The only entrance to the fort is by two gateways at the southwest angle. Both the gateways are in good order strongly built of cut-stone and flanked by towards and a parapet along the rock. The lower gateway which is partly under the rock is completely hidden from the approach and commanded by the upper gateway.
The defences consist of a scarp of perpendicular black rock varying in height from about 100 feet along the faces to about fifty feet at the south-west angle of the fort. The scarp is built up in places, but except near the gateway and at the south-west angle which appears to have been strongly fortified, little of the old parapet remains. The south-west angle is the only place practicable for an escalade as in other places the rock is too high and the hill below it too steep to allow ladders to be placed against it, while there is no cover from the fire of the fort.
The fort contains a partly ruined mosque and three temples, one of which situated about the middle of the fort and dedicated to Ram is a handsome cut-stone building capable of defence. In the village around are buildings of various kinds. Just outside the gate is a small hamlet. The water-supply of the fort is from ponds, of which there are several but only two hold water throughout the year. Of these two, one to the north of Ram's temple holds good water. The fort buildings are well maintained. The temples are repaired regularly and a fair is held every year on the day of Ram Navmi (chaitra sud. 9) which continues for nine days. A dharmashala is constructed in the fort to house the pilgrims.
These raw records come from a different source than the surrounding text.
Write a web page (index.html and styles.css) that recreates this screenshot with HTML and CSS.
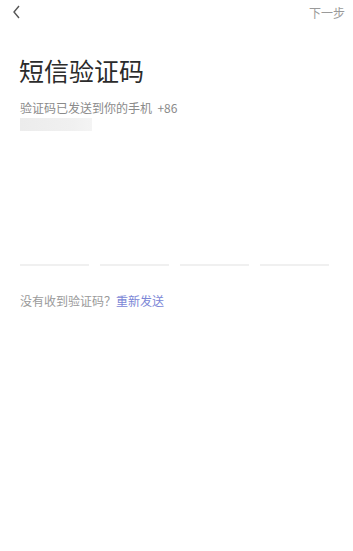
FILE: index.html
```html
<!DOCTYPE html>
<html lang="zh-CN">
<head>
    <meta charset="UTF-8">
    <meta name="viewport" content="width=device-width, initial-scale=1.0">
    <title>短信验证码</title>
    <link rel="stylesheet" href="styles.css">
</head>
<body>
    <div class="top-bar">
        <span class="back">
            <svg width="10" height="14" viewBox="0 0 10 14"><polyline points="7,1 2,7 7,13" fill="none" stroke="#555" stroke-width="1.4"/></svg>
        </span>
        <span class="next">下一步</span>
    </div>

    <div class="content">
        <h1 class="title">短信验证码</h1>
        <p class="sent">验证码已发送到你的手机&nbsp;&nbsp;+86</p>
        <div class="phone-blur"></div>

        <div class="code-inputs">
            <div class="code-line"></div>
            <div class="code-line"></div>
            <div class="code-line"></div>
            <div class="code-line"></div>
        </div>

        <p class="resend">没有收到验证码？<span class="resend-link">重新发送</span></p>
    </div>
</body>
</html>
```

FILE: styles.css
```css
body {
    margin: 0;
    padding: 0;
    background-color: #fff;
    font-family: "Noto Sans CJK SC", "Noto Sans", sans-serif;
    color: #333;
}
.top-bar {
    display: flex;
    justify-content: space-between;
    align-items: center;
    height: 22px;
    padding: 1px 8px 0 12px;
}
.back {
    display: flex;
    align-items: center;
}
.next {
    font-size: 12px;
    color: #9a9a9a;
}
.content {
    padding: 0 25px 0 20px;
}
.title {
    margin: 29px 0 0 -1px;
    font-size: 25px;
    font-weight: normal;
    line-height: 36px;
    color: #2b2b2b;
}
.sent {
    margin: 12px 0 0;
    font-size: 12px;
    line-height: 16px;
    color: #8a8a8a;
}
.phone-blur {
    width: 72px;
    height: 13px;
    margin-top: 2px;
    background: linear-gradient(to right, #ececec, #f0f0f0 70%, #f4f4f4);
}
.code-inputs {
    display: flex;
    gap: 11px;
    margin-top: 133px;
    width: 309px;
}
.code-line {
    flex: 1;
    height: 2px;
    background-color: #f0f0f0;
}
.resend {
    margin: 27px 0 0;
    font-size: 12px;
    line-height: 16px;
    color: #9a9a9a;
}
.resend-link {
    color: #7b86d6;
}
```
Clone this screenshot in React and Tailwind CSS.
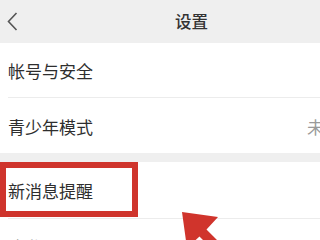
import React from "react";

// ── Settings list row ─────────────────────────────────────────────────────────
const Row = ({ label, value, divider = true, h = "h-[55px]" }) => (
  <div className={`${h} pl-[8px] flex flex-col`}>
    <div className="flex-1 flex items-center justify-between pt-[2px]">
      <span className="text-[17px] text-[#2e2e2e]">{label}</span>
      {value && <span className="text-[17px] text-[#9a9a9a] -mr-[4px]">{value}</span>}
    </div>
    {divider && <div className="h-px bg-[#ececec]" />}
  </div>
);

const App = () => (
  <div
    className="relative w-[320px] h-[240px] overflow-hidden bg-white"
    style={{ fontFamily: '"Noto Sans CJK SC", "Noto Sans", sans-serif' }}
  >
    {/* Header */}
    <div className="h-[43px] bg-[#efefef] flex items-center relative">
      <svg className="ml-[7px]" width="11" height="19" viewBox="0 0 11 19">
        <path d="M9.5 1 L1.5 9.5 L9.5 18" fill="none" stroke="#555" strokeWidth="1.6" />
      </svg>
      <span className="absolute left-[175px] top-[9px] text-[16.5px] font-medium text-[#333] leading-[24px]">
        设置
      </span>
    </div>

    {/* Group 1 */}
    <div className="bg-white">
      <Row label="帐号与安全" />
      <Row label="青少年模式" value="未" divider={false} />
    </div>

    <div className="h-[9px] bg-[#efefef]" />

    {/* Group 2 */}
    <div className="bg-white">
      <Row label="新消息提醒" h="h-[57px]" />
      <Row label="隐私" />
    </div>

    {/* Red highlight box */}
    <div className="absolute left-0 top-[162px] w-[138px] h-[55px] border-[6px] border-[#cf342c]" />

    {/* Red arrow */}
    <svg className="absolute inset-0 pointer-events-none" width="320" height="240" viewBox="0 0 320 240">
      <polygon
        points="182,212 218,217 206.5,229.5 265.5,288.5 258.5,295.5 199.5,236.5 187,248"
        fill="#d0342c"
      />
    </svg>
  </div>
);

export default App;
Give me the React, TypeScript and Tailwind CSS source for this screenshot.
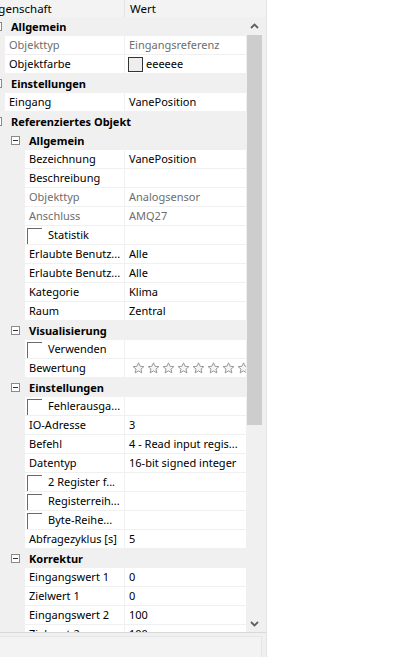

Parali Village with a population of about 1,500 lies about 1,200 yards by a path to the north of the fort. It contains a number of houses, some of which as also several temples in the neighbourhood
are built of cut stone or have thick mud walls, which, with their situation, rendered them capable of defence. A weekly market is held at the village on Monday at which forage, vegetables and other goods are obtainable. The watersupply of the village is from wells and from the
Urmodi river which flows to the north. All round the base of the hill on which the fort stands are several small hamlets, some of them consisting of not more than three or four huts. Parali was the favourite residence of Ramdas Svami (1608-1681) who received it as inam from Shivaji. The local tradition is that if Shivaji in Satara required counsel from Ramdas Svami, Ramdas reached Satara through the air in a single stride. The temple of Ramdas is in the middle of the village, surrounded by the dwellings of his disciples. The temple of basalt with a brick and mortar dome was built by Akabai and Divakar Gosavi, two disciples of the Svami. It was repaired and ornamented in 1,800 and 1,830 by Parashuram Bhau of Sirganv village eight miles south-east of Wai The spire is in octagonal tiers and about seventy feet high with handsome stucco decoration. The verandah was built by one Vaijnath Bhagvat of Yavteshwar. A yearly fair attended by about 6,000 people is held in February.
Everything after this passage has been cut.